[Start]

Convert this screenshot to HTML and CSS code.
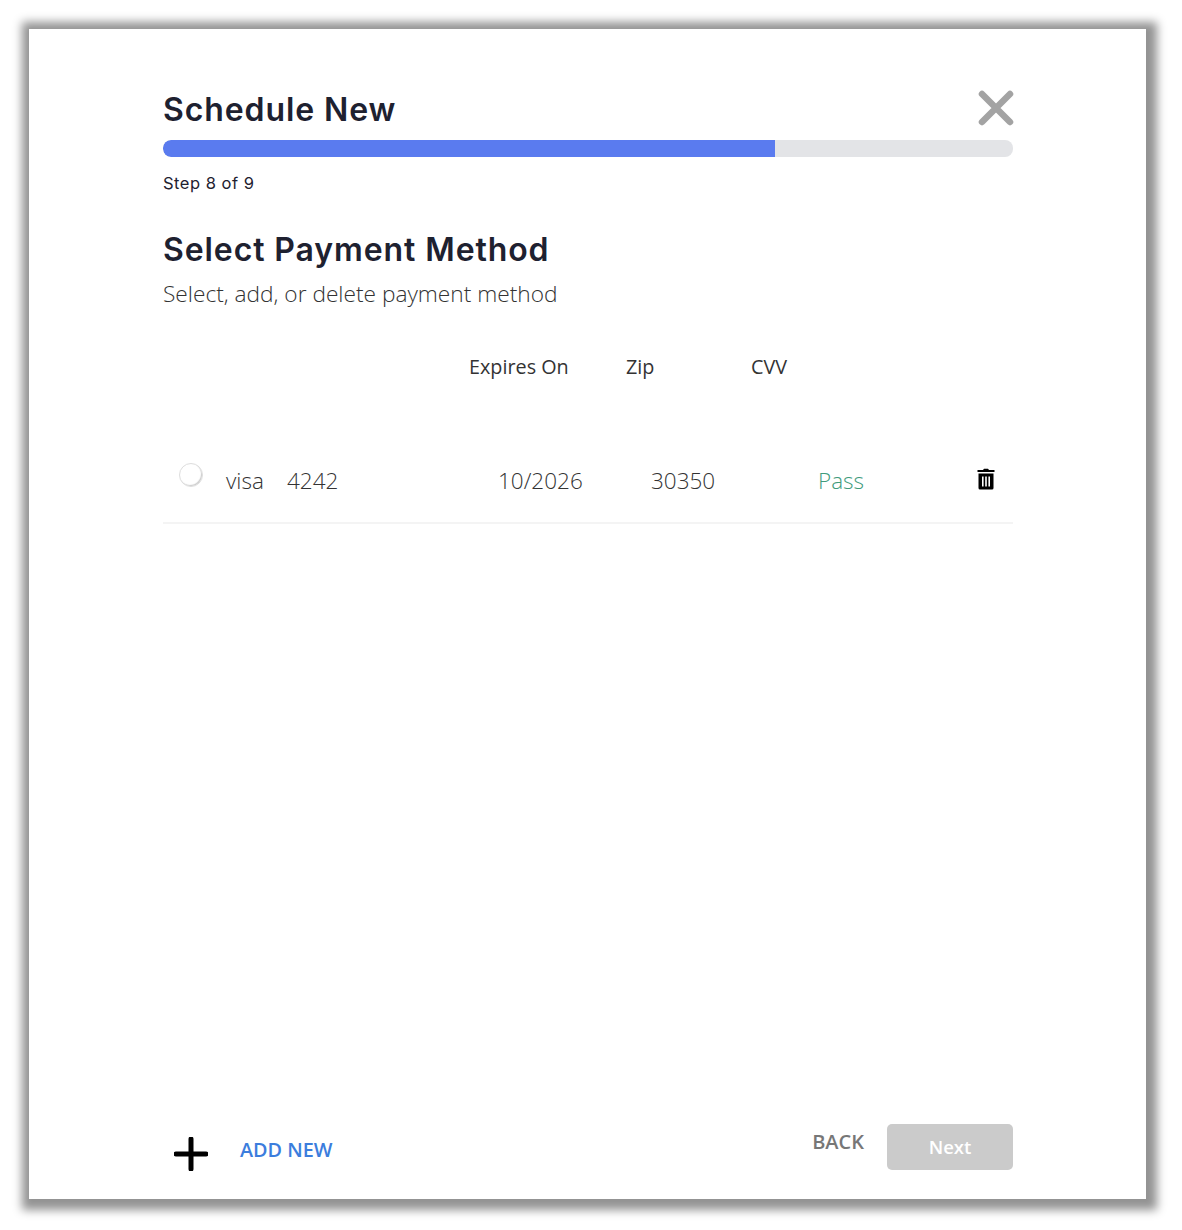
FILE: index.html

```html
<!DOCTYPE html>
<html lang="en">
<head>
    <meta charset="UTF-8">
    <meta name="viewport" content="width=device-width, initial-scale=1.0">
    <title>Schedule New</title>
    <link rel="stylesheet" href="styles.css">
</head>
<body>
    <div class="modal">
        <div class="title-row">
            <h1>Schedule New</h1>
            <svg class="close" viewBox="0 0 36 36" width="36" height="36">
                <path d="M4 4 L32 32 M32 4 L4 32" stroke="#a3a3a3" stroke-width="6.5" stroke-linecap="round"/>
            </svg>
        </div>
        <div class="progress"><div class="progress-fill"></div></div>
        <p class="step">Step 8 of 9</p>

        <h2>Select Payment Method</h2>
        <p class="subtitle">Select, add, or delete payment method</p>

        <div class="table-head">
            <span class="head-expires">Expires On</span>
            <span class="head-zip">Zip</span>
            <span>CVV</span>
        </div>

        <div class="card-row">
            <span class="radio"></span>
            <span class="cell-brand">visa</span>
            <span class="cell-number">4242</span>
            <span class="cell-expires">10/2026</span>
            <span class="cell-zip">30350</span>
            <span class="cell-cvv">Pass</span>
            <svg class="trash" viewBox="0 0 18 22" width="18" height="22">
                <path d="M6 2 L7 0.8 H11 L12 2 H17.5 V4 H0.5 V2 Z" fill="#000"/>
                <path fill-rule="evenodd" fill="#000" d="M1.5 5.5 H16.5 V20 Q16.5 21.5 15 21.5 H3 Q1.5 21.5 1.5 20 Z M5 8.5 V18.5 H6.6 V8.5 Z M8.2 8.5 V18.5 H9.8 V8.5 Z M11.4 8.5 V18.5 H13 V8.5 Z"/>
            </svg>
        </div>

        <div class="footer">
            <div class="add-new">
                <svg class="plus" viewBox="0 0 34 34" width="34" height="34">
                    <path d="M17 2 V32 M2 17 H32" stroke="#000" stroke-width="5" stroke-linecap="round"/>
                </svg>
                <span>ADD NEW</span>
            </div>
            <div class="actions">
                <span class="back">BACK</span>
                <button class="next">Next</button>
            </div>
        </div>
    </div>
</body>
</html>
```

FILE: styles.css

```css
body {
    margin: 0;
    padding: 29px 0 31px 29px;
    background-color: #fff;
    font-family: "Open Sans", Arial, sans-serif;
}
.modal {
    width: 1117px;
    height: 1170px;
    padding: 60px 133px 29px 134px;
    box-sizing: border-box;
    background-color: #fff;
    box-shadow: 2px 2px 9px 9px #939393;
    display: flex;
    flex-direction: column;
}
.title-row {
    display: flex;
    justify-content: space-between;
    align-items: center;
    height: 41px;
}
h1, h2 {
    margin: 0;
    font-family: Inter, Arial, sans-serif;
    font-size: 32px;
    font-weight: 600;
    line-height: 41px;
    letter-spacing: 0.9px;
    color: #1e2130;
}
.close {
    margin-top: -3px;
    margin-right: -1px;
}
.progress {
    height: 17px;
    margin-top: 10px;
    background-color: #e3e4e7;
    border-radius: 8px;
    overflow: hidden;
}
.progress-fill {
    width: 72%;
    height: 100%;
    background-color: #5a7bef;
    border-radius: 8px 0 0 8px;
}
.step {
    margin: 16px 0 0;
    font-family: Inter, Arial, sans-serif;
    font-size: 16.5px;
    line-height: 20px;
    letter-spacing: 0.5px;
    color: #1e2130;
}
h2 {
    margin-top: 36px;
}
.subtitle {
    margin: 9px 0 0;
    font-size: 22.7px;
    font-weight: 300;
    line-height: 30px;
    color: #333;
}
.table-head {
    display: flex;
    margin-top: 45px;
    padding-left: 306px;
    font-size: 19.8px;
    line-height: 26px;
    color: #333;
}
.head-expires {
    width: 157px;
}
.head-zip {
    width: 125px;
}
.card-row {
    display: flex;
    align-items: center;
    height: 68px;
    margin-top: 66px;
    padding-bottom: 8px;
    border-bottom: 2px solid #f4f4f4;
    font-size: 22.5px;
    font-weight: 300;
    color: #333;
}
.radio {
    width: 24px;
    height: 24px;
    margin: -11px 23px 0 16px;
    box-sizing: border-box;
    border: 1px solid #ddd;
    border-radius: 50%;
    box-shadow: inset -1px -1px 1px #ccc;
}
.cell-brand {
    width: 61px;
}
.cell-number {
    width: 211px;
}
.cell-expires {
    width: 153px;
}
.cell-zip {
    width: 167px;
}
.cell-cvv {
    width: 159px;
    color: #3f9b7c;
}
.trash {
    margin-top: -2px;
}
.footer {
    margin-top: auto;
    display: flex;
    justify-content: space-between;
    align-items: flex-end;
}
.add-new {
    display: flex;
    align-items: center;
    padding-left: 11px;
    color: #3b7ddd;
    font-size: 19.8px;
    font-weight: 600;
}
.add-new span {
    margin-left: 32px;
    margin-top: -9px;
}
.plus {
    display: block;
    margin-bottom: -1px;
}
.actions {
    display: flex;
    align-items: center;
}
.back {
    margin-right: 23px;
    margin-top: -12px;
    font-size: 20px;
    font-weight: 600;
    color: #777;
}
.next {
    width: 126px;
    height: 46px;
    padding-bottom: 3px;
    border: none;
    border-radius: 5px;
    background-color: #cbcbcb;
    color: #fff;
    font-family: "Open Sans", Arial, sans-serif;
    font-size: 18.5px;
    font-weight: 600;
    cursor: pointer;
}
```
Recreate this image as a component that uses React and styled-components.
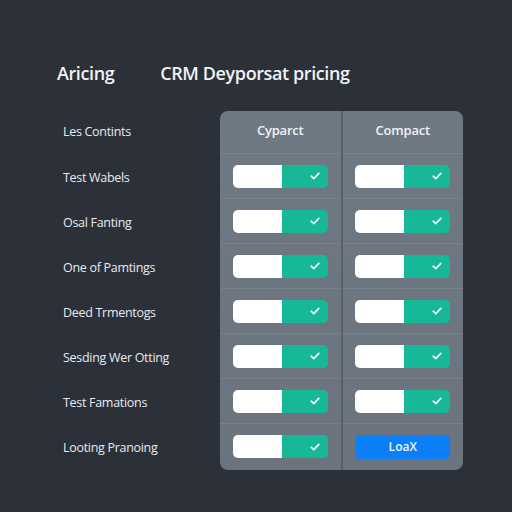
import React from 'react';
import styled, { createGlobalStyle } from 'styled-components';

const GlobalStyle = createGlobalStyle`
  html, body {
    margin: 0;
    padding: 0;
    background: #2b3039;
  }
  body {
    font-family: "Open Sans", "Noto Sans", sans-serif;
  }
`;

const Page = styled.div`
  width: 512px;
  height: 512px;
  box-sizing: border-box;
  padding: 60px 0 0 57px;
  background: #2b3039;
`;

const TitleBar = styled.div`
  display: flex;
  align-items: center;
  gap: 46px;
  height: 26px;
  color: #f1f2f4;
  font-size: 18px;
  font-weight: 600;
  letter-spacing: -0.4px;
`;

const Body = styled.div`
  display: flex;
  margin-top: 25px;
  margin-left: 6px;
`;

const Labels = styled.div`
  width: 157px;
  display: flex;
  flex-direction: column;
`;

const Label = styled.div`
  height: ${p => (p.$head ? 44 : 45)}px;
  box-sizing: border-box;
  padding-bottom: ${p => (p.$head ? 4 : 0)}px;
  display: flex;
  align-items: center;
  color: #e9ebee;
  font-size: 12.5px;
  letter-spacing: -0.3px;
`;

const Panel = styled.div`
  width: 243px;
  display: flex;
  border-radius: 8px;
  overflow: hidden;
  background: linear-gradient(180deg, #6f7984 0%, #6a737e 100%);
`;

const Column = styled.div`
  flex: 1;
  display: flex;
  flex-direction: column;
  border-right: ${p => (p.$first ? '2px solid #56606a' : 'none')};
`;

const HeadCell = styled.div`
  height: 43px;
  box-sizing: border-box;
  padding-bottom: 4px;
  display: flex;
  align-items: center;
  justify-content: center;
  color: #f0f2f4;
  font-size: 13px;
  font-weight: 600;
  letter-spacing: -0.2px;
  border-bottom: 1px solid #7a838d;
`;

const Cell = styled.div`
  height: ${p => (p.$last ? 45 : 44)}px;
  display: flex;
  align-items: center;
  justify-content: center;
  border-bottom: ${p => (p.$last ? 'none' : '1px solid #78818b')};
`;

const Toggle = styled.div`
  width: 95px;
  height: 23px;
  display: flex;
  border-radius: 5px;
  overflow: hidden;
`;

const ToggleOff = styled.div`
  width: 49px;
  background: #ffffff;
`;

const ToggleOn = styled.div`
  flex: 1;
  display: flex;
  align-items: center;
  justify-content: flex-end;
  padding-right: 8px;
  background: #17b897;
`;

const LoadButton = styled.button`
  width: 95px;
  height: 24px;
  border: none;
  border-radius: 5px;
  background: #0a7ff8;
  color: #f4f8ff;
  font-family: "Open Sans", sans-serif;
  font-size: 12px;
  font-weight: 600;
`;

const Check = () => (
  <svg width="10" height="8" viewBox="0 0 10 8" fill="none">
    <path d="M1.2 4.2 L3.8 6.6 L8.8 1.4" stroke="#ffffff" strokeWidth="1.6" strokeLinecap="round" strokeLinejoin="round" />
  </svg>
);

const Switch = () => (
  <Toggle>
    <ToggleOff />
    <ToggleOn>
      <Check />
    </ToggleOn>
  </Toggle>
);

const labels = [
  'Les Contints',
  'Test Wabels',
  'Osal Fanting',
  'One of Pamtings',
  'Deed Trmentogs',
  'Sesding Wer Otting',
  'Test Famations',
  'Looting Pranoing',
];

const rows = labels.length - 1;

export default function App() {
  return (
    <Page>
      <GlobalStyle />
      <TitleBar>
        <span>Aricing</span>
        <span>CRM Deyporsat pricing</span>
      </TitleBar>
      <Body>
        <Labels>
          {labels.map((l, i) => (
            <Label key={l} $head={i === 0}>{l}</Label>
          ))}
        </Labels>
        <Panel>
          <Column $first>
            <HeadCell>Cyparct</HeadCell>
            {Array.from({ length: rows }).map((_, i) => (
              <Cell key={i} $last={i === rows - 1}>
                <Switch />
              </Cell>
            ))}
          </Column>
          <Column>
            <HeadCell>Compact</HeadCell>
            {Array.from({ length: rows }).map((_, i) => (
              <Cell key={i} $last={i === rows - 1}>
                {i === rows - 1 ? <LoadButton>LoaX</LoadButton> : <Switch />}
              </Cell>
            ))}
          </Column>
        </Panel>
      </Body>
    </Page>
  );
}
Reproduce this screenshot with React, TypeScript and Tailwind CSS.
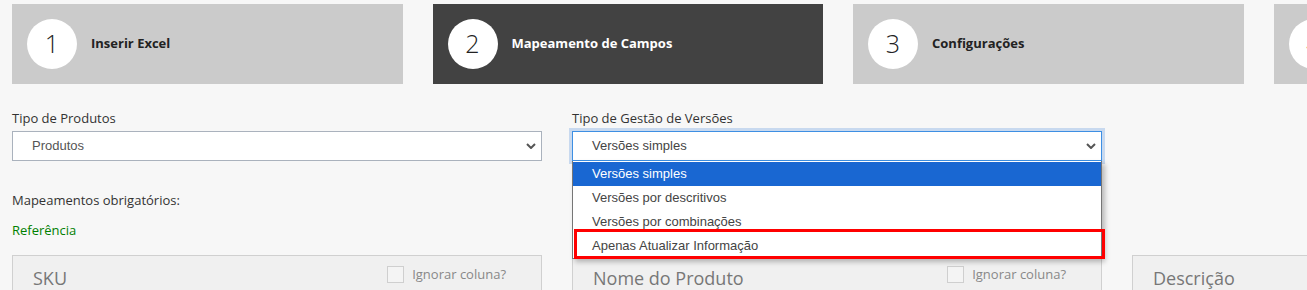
import React from "react";

function Chevron() {
  return (
    <svg width="10" height="6" viewBox="0 0 10 6" className="shrink-0">
      <path d="M1 1l4 4 4-4" fill="none" stroke="#555" strokeWidth="2" />
    </svg>
  );
}

function Card({ title }: { title: string }) {
  return (
    <div className="flex h-[60px] w-[530px] shrink-0 items-start justify-between border border-[#d0d0d0] bg-[#f0f0f0] pl-[20px] pr-[35px] pt-[10px]">
      <span className="text-[18px] leading-[24px] text-[#777]">{title}</span>
      <div className="flex items-center gap-[8px]">
        <span className="block h-[17px] w-[17px] border border-[#cfcfcf] bg-[#f4f4f4]" />
        <span className="text-[13px] leading-[17px] text-[#888]">Ignorar coluna?</span>
      </div>
    </div>
  );
}

export default function App() {
  const steps = [
    { n: "1", label: "Inserir Excel", active: false },
    { n: "2", label: "Mapeamento de Campos", active: true },
    { n: "3", label: "Configurações", active: false },
    { n: "4", label: "Validação", active: false },
  ];
  const options = [
    "Versões simples",
    "Versões por descritivos",
    "Versões por combinações",
    "Apenas Atualizar Informação",
  ];
  return (
    <div className="h-[290px] w-[1307px] overflow-hidden bg-[#f7f7f7] font-['Open_Sans',sans-serif] text-[#333]">
      <div className="flex gap-[30px] pl-[12px] pt-[4px]">
        {steps.map((s) => (
          <div
            key={s.n}
            className={`flex h-[80px] w-[390.5px] shrink-0 items-center pl-[15px] ${
              s.active ? "bg-[#424242]" : "bg-[#cbcbcb]"
            }`}
          >
            <div className="flex h-[50px] w-[50px] shrink-0 items-center justify-center rounded-full bg-white text-[25px] font-light text-[#222]">
              {s.n}
            </div>
            <span
              className={`ml-[14px] whitespace-nowrap text-[13px] font-bold ${
                s.active ? "text-white" : "text-[#222]"
              }`}
            >
              {s.label}
            </span>
          </div>
        ))}
      </div>

      <div className="flex gap-[30px] px-[12px] pt-[25px]">
        <div className="w-[530px] shrink-0">
          <div className="text-[13px] leading-[18px]">Tipo de Produtos</div>
          <div className="mt-[4px] flex h-[30px] items-center justify-between border border-[#aab2bd] bg-white pl-[19px] pr-[5px] font-['Liberation_Sans',Arial,sans-serif] text-[13px] text-[#555]">
            <span>Produtos</span>
            <Chevron />
          </div>
        </div>
        <div className="relative z-10 w-[530px] shrink-0">
          <div className="text-[13px] leading-[18px]">Tipo de Gestão de Versões</div>
          <div className="mt-[4px] flex h-[30px] items-center justify-between border border-[#3d8fe3] bg-white pl-[19px] pr-[5px] font-['Liberation_Sans',Arial,sans-serif] text-[13px] text-[#444] shadow-[0_0_0_3px_#c8d9ef]">
            <span>Versões simples</span>
            <Chevron />
          </div>
          <div className="absolute left-0 right-0 top-full border border-t-0 border-[#767676] bg-white pt-[1px] font-['Liberation_Sans',Arial,sans-serif] text-[13px] shadow-[3px_3px_5px_rgba(0,0,0,0.25)]">
            {options.map((o, i) => (
              <div
                key={o}
                className={`flex h-[24px] items-center pl-[19px] ${
                  i === 0 ? "bg-[#1967d2] text-white" : "text-[#444]"
                }`}
              >
                {o}
              </div>
            ))}
            <div className="absolute left-[1px] right-[-4px] top-[68px] h-[30px] border-[3px] border-[#ff0000]" />
          </div>
        </div>
      </div>

      <div className="px-[12px] pt-[30px]">
        <div className="text-[13px] leading-[18px]">Mapeamentos obrigatórios:</div>
        <div className="mt-[12px] text-[13px] leading-[18px] text-[#008000]">Referência</div>
      </div>

      <div className="mt-[16px] flex gap-[30px] px-[12px]">
        <Card title="SKU" />
        <Card title="Nome do Produto" />
        <div className="flex h-[60px] w-[530px] shrink-0 items-start border border-[#d0d0d0] bg-[#f0f0f0] pl-[20px] pt-[10px]">
          <span className="text-[18px] leading-[24px] text-[#777]">Descrição</span>
        </div>
      </div>
    </div>
  );
}
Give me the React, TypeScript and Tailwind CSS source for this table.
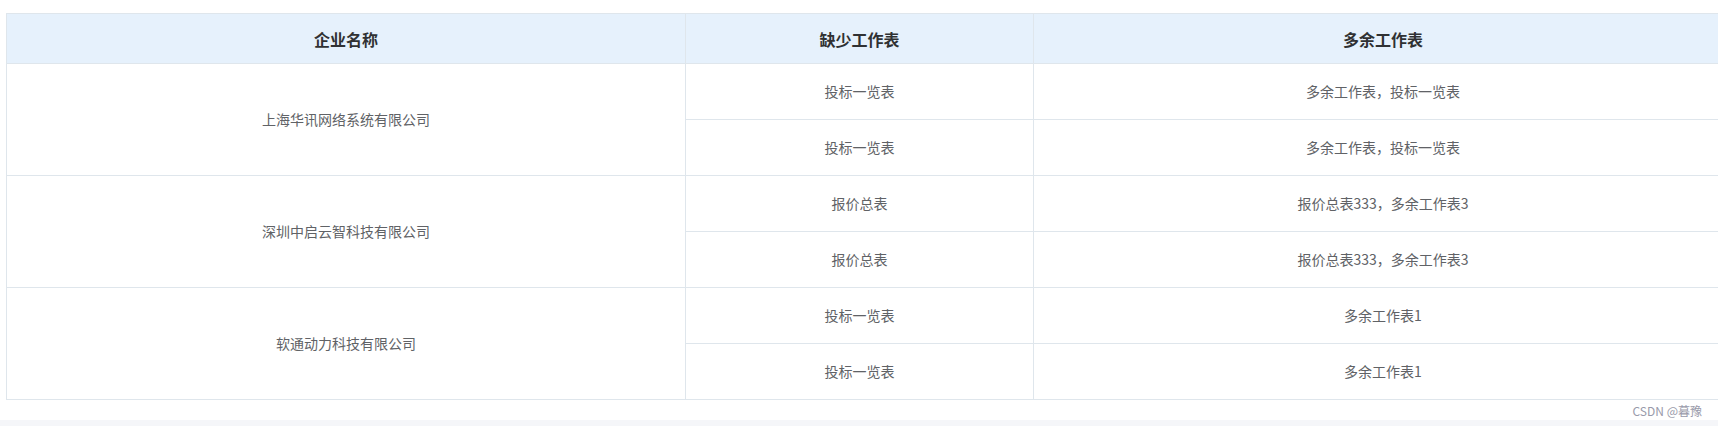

[End]

▸ **Directions for this task**:
Pull every line containing "TypeScript" out of the data above.

▸ **Exercise output**:
Reproduce this screenshot with React, TypeScript and Tailwind CSS.
Give me the React, TypeScript and Tailwind CSS source for this table.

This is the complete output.